• _SUPPLIED RECORDS_

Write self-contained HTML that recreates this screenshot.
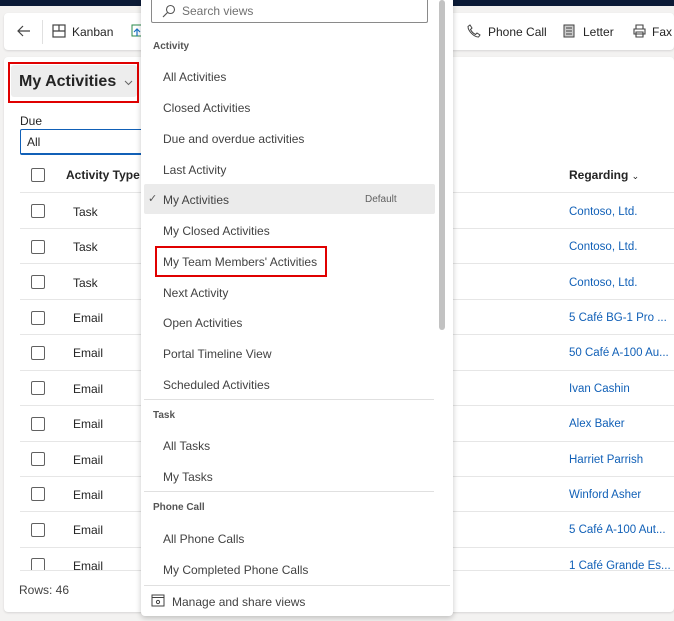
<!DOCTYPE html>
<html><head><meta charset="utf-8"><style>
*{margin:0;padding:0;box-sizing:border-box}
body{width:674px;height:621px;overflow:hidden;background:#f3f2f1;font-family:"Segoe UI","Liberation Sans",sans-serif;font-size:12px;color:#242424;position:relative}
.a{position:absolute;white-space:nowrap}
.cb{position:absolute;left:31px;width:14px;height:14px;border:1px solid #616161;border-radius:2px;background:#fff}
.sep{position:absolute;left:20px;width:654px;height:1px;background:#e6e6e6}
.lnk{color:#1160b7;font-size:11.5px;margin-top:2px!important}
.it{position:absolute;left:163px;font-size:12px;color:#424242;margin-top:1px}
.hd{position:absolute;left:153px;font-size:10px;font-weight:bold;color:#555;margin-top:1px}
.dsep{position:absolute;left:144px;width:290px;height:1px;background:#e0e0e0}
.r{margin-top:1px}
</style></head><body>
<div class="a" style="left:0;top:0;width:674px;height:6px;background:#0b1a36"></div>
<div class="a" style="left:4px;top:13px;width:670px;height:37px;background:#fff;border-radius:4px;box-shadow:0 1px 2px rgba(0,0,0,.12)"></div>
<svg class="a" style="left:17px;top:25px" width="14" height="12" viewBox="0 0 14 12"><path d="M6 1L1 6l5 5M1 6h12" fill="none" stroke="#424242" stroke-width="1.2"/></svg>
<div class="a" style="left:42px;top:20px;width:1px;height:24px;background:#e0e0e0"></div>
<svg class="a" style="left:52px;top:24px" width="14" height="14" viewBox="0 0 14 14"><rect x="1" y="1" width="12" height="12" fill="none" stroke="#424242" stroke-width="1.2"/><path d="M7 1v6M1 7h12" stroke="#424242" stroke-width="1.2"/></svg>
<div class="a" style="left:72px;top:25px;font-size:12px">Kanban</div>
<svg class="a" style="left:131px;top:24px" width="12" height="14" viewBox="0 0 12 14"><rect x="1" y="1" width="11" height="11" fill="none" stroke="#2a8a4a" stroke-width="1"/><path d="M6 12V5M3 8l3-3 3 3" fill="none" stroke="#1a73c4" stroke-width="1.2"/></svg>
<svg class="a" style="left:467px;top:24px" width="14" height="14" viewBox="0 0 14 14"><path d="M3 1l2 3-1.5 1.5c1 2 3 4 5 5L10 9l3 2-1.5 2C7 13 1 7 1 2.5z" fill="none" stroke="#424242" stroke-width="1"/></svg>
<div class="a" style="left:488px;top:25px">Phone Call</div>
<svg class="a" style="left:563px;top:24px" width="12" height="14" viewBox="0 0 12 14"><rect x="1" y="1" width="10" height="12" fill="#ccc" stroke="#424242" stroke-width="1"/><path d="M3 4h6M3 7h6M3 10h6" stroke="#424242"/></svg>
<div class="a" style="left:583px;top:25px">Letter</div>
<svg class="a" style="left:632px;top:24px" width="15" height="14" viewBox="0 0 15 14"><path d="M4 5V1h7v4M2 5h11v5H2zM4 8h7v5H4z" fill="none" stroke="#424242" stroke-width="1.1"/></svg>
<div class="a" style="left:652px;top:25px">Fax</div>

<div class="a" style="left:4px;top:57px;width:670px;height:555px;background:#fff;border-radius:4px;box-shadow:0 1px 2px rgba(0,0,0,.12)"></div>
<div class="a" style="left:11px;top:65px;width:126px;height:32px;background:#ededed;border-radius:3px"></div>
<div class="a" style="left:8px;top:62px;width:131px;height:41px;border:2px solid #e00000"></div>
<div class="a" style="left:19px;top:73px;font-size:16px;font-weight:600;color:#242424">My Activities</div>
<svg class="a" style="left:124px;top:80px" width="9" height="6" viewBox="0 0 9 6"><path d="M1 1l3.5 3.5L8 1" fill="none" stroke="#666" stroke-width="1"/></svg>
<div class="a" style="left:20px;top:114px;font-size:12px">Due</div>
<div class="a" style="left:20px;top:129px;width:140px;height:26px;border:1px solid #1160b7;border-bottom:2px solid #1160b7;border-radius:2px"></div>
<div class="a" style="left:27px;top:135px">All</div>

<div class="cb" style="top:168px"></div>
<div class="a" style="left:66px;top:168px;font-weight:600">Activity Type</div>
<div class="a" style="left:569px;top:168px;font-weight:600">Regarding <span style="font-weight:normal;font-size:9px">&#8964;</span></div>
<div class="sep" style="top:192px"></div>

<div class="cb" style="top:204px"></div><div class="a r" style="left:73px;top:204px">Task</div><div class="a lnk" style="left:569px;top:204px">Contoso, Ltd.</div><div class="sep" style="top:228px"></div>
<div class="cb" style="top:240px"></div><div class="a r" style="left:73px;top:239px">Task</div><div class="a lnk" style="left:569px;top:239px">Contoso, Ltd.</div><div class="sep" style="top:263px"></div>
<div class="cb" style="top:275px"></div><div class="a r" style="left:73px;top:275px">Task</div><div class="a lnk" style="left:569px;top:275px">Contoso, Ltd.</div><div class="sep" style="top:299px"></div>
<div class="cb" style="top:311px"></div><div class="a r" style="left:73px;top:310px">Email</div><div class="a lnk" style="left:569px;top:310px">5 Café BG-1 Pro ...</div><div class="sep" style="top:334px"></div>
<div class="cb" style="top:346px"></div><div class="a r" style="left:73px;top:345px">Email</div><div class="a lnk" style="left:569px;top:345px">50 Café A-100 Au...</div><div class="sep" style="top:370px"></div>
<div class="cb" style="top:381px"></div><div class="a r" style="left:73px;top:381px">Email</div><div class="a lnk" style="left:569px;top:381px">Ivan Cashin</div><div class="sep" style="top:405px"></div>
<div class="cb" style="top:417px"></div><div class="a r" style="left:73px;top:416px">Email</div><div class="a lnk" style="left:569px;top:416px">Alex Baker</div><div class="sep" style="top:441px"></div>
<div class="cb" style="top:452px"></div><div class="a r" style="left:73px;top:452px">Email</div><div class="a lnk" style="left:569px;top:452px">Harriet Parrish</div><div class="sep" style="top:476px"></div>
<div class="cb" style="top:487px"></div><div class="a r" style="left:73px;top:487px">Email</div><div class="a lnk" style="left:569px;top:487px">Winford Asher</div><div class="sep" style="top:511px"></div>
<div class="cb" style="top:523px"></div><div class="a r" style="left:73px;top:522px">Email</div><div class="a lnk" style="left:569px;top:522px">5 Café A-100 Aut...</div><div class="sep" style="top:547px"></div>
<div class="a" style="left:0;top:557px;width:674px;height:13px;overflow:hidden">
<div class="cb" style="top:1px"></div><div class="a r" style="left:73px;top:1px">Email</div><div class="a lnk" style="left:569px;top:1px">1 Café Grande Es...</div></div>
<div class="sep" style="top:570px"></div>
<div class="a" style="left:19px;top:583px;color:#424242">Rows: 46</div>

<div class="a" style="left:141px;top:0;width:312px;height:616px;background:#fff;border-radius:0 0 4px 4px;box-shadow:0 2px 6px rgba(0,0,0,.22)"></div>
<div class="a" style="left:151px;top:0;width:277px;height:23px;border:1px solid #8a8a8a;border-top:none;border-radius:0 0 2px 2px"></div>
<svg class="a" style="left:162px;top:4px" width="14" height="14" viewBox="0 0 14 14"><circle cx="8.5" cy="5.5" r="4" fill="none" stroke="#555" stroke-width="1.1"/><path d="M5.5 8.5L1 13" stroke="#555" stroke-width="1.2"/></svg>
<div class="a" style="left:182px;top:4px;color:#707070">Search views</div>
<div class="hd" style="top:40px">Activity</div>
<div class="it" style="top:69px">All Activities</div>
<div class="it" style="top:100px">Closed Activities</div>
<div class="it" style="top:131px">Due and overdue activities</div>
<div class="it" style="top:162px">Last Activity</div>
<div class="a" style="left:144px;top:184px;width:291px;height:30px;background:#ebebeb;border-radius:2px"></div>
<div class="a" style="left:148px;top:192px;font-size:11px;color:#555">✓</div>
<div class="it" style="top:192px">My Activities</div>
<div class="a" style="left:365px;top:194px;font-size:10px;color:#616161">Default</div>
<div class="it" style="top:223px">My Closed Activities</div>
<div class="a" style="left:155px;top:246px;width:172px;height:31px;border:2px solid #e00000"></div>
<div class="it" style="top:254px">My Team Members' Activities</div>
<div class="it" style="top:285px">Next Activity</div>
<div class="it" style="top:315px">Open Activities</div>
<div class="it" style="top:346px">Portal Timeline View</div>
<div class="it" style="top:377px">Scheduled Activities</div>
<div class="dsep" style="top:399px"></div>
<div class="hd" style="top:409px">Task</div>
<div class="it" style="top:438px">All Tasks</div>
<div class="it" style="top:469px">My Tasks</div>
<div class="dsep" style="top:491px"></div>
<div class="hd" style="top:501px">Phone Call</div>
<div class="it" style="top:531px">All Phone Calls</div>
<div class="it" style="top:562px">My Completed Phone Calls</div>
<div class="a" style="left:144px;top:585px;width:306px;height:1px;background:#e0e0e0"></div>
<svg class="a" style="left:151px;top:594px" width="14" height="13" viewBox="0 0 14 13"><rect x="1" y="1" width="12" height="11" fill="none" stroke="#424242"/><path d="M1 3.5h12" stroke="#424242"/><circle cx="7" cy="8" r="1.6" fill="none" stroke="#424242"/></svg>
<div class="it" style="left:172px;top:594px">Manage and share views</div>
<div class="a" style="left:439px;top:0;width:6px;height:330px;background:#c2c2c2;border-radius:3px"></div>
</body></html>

==

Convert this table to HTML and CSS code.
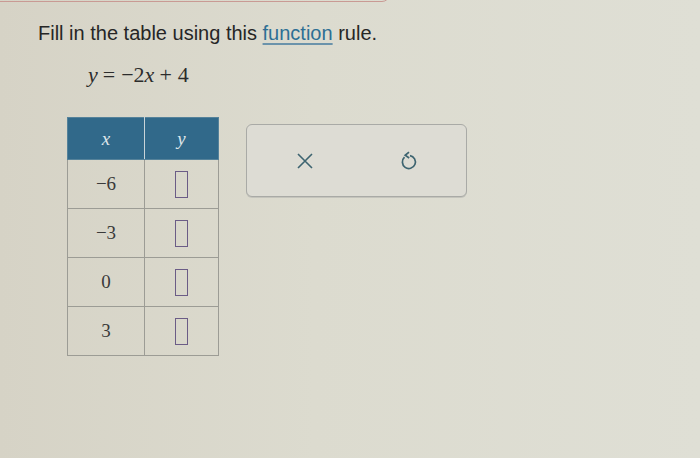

• _WORK TO DO_
Copy each line above that contains the string "this".

• _ANSWER TO THE TASK_
Write self-contained HTML that recreates this screenshot.
Convert this table to HTML and CSS code.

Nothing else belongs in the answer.